At the seminary, on the issue of Christian use of lethal force, students have different centers. That, I think, leaves me two appropriate options. I could have a class in which we acknowledge that and in a respectful, non-bounded, way dialogue about our differences. Or, the option I took, leave that question and move to the level of a common center and engage the topic of peacemaking from that shared center. The gathering of Mennonite Brethren pastors is different, or should have been. There should have been a shared center of the confession of faith’s stance. It still bothers me that people were becoming licensed to minister in Mennonite Brethren churches and openly disagreed with the confession of faith’s articulation of our peace position. Even so, my bounded-group approach to that reality was not appropriate or helpful. A centered approach to the problem of having pastors who did not embrace the church’s peace position requires much more than a one-hour session at orientation. It would require conversation much earlier in the process. If the potential pastoral candidate did not affirm the denomination’s position it would be important to discern if there is openness to journey toward that position--to begin dialogue about it. If the person states firmly that he or she will not change, then I think an appropriate centered response would be to suggest the person seek a different denomination that has a center more closely aligned with the potential pastor. A session like the one I gave could be a valuable part of a process like that, but not in the way I gave it.

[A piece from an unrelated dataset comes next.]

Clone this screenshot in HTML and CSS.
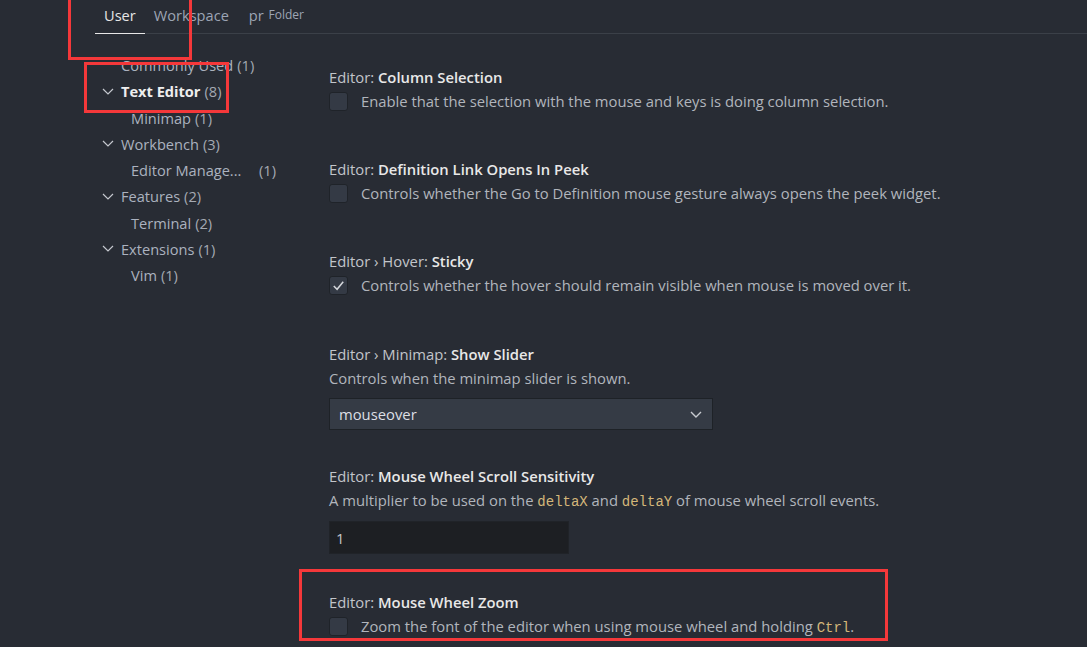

I advocate for taking a centered approach in all areas. It is, however, especially imperative in this area. We must talk peacefully about peace. As former student and current TA David Ewert observed after editing this blog: “The medium must fit the message. A bounded approach to peacemaking is ineffective because it is self-contradictory. Peacemaking seeks to connect rather than separate people. Therefore humility is vital to the process of dialogue.”
How might you enlarge the number of people you talk with about peacemaking and enlarge the call to peacemaking through taking a more centered approach?